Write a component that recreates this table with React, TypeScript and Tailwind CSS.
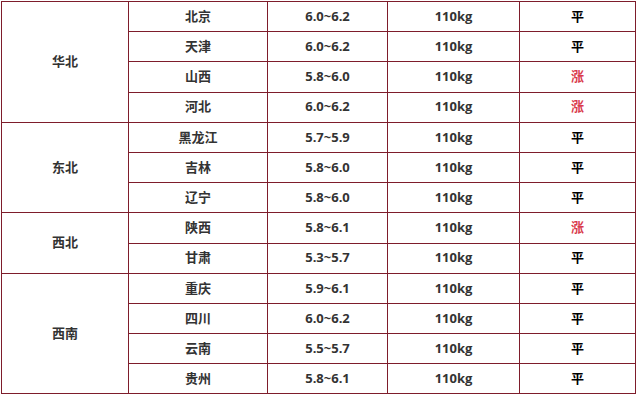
const rows: { region?: string; span?: number; prov: string; price: string; trend: string }[] = [
  { region: '华北', span: 4, prov: '北京', price: '6.0~6.2', trend: '平' },
  { prov: '天津', price: '6.0~6.2', trend: '平' },
  { prov: '山西', price: '5.8~6.0', trend: '涨' },
  { prov: '河北', price: '6.0~6.2', trend: '涨' },
  { region: '东北', span: 3, prov: '黑龙江', price: '5.7~5.9', trend: '平' },
  { prov: '吉林', price: '5.8~6.0', trend: '平' },
  { prov: '辽宁', price: '5.8~6.0', trend: '平' },
  { region: '西北', span: 2, prov: '陕西', price: '5.8~6.1', trend: '涨' },
  { prov: '甘肃', price: '5.3~5.7', trend: '平' },
  { region: '西南', span: 4, prov: '重庆', price: '5.9~6.1', trend: '平' },
  { prov: '四川', price: '6.0~6.2', trend: '平' },
  { prov: '云南', price: '5.5~5.7', trend: '平' },
  { prov: '贵州', price: '5.8~6.1', trend: '平' },
]

const cell = 'border border-[#7e1d2b] text-center align-middle p-0'

export default function App() {
  return (
    <div
      className="w-[640px] h-[400px] bg-white pl-px pt-px overflow-hidden"
      style={{ fontFamily: '"Open Sans", "Noto Sans CJK SC", sans-serif' }}
    >
      <table className="border-collapse table-fixed w-[634px] text-[13px] font-bold text-[#333]">
        <colgroup>
          <col className="w-[127px]" />
          <col className="w-[139px]" />
          <col className="w-[120px]" />
          <col className="w-[132px]" />
          <col className="w-[116px]" />
        </colgroup>
        <tbody>
          {rows.map((r) => (
            <tr key={r.prov} className="h-[30.2px]">
              {r.region && (
                <td rowSpan={r.span} className={cell}>
                  {r.region}
                </td>
              )}
              <td className={cell}>{r.prov}</td>
              <td className={cell}>{r.price}</td>
              <td className={cell}>110kg</td>
              <td className={`${cell} ${r.trend === '涨' ? 'text-[#d93a4c]' : 'text-black'}`}>
                {r.trend}
              </td>
            </tr>
          ))}
        </tbody>
      </table>
    </div>
  )
}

+===+

Show each line of the data that contains the string "table".

#### Exercise result:
Write a component that recreates this table with React, TypeScript and Tailwind CSS.
      <table className="border-collapse table-fixed w-[634px] text-[13px] font-bold text-[#333]">
      </table>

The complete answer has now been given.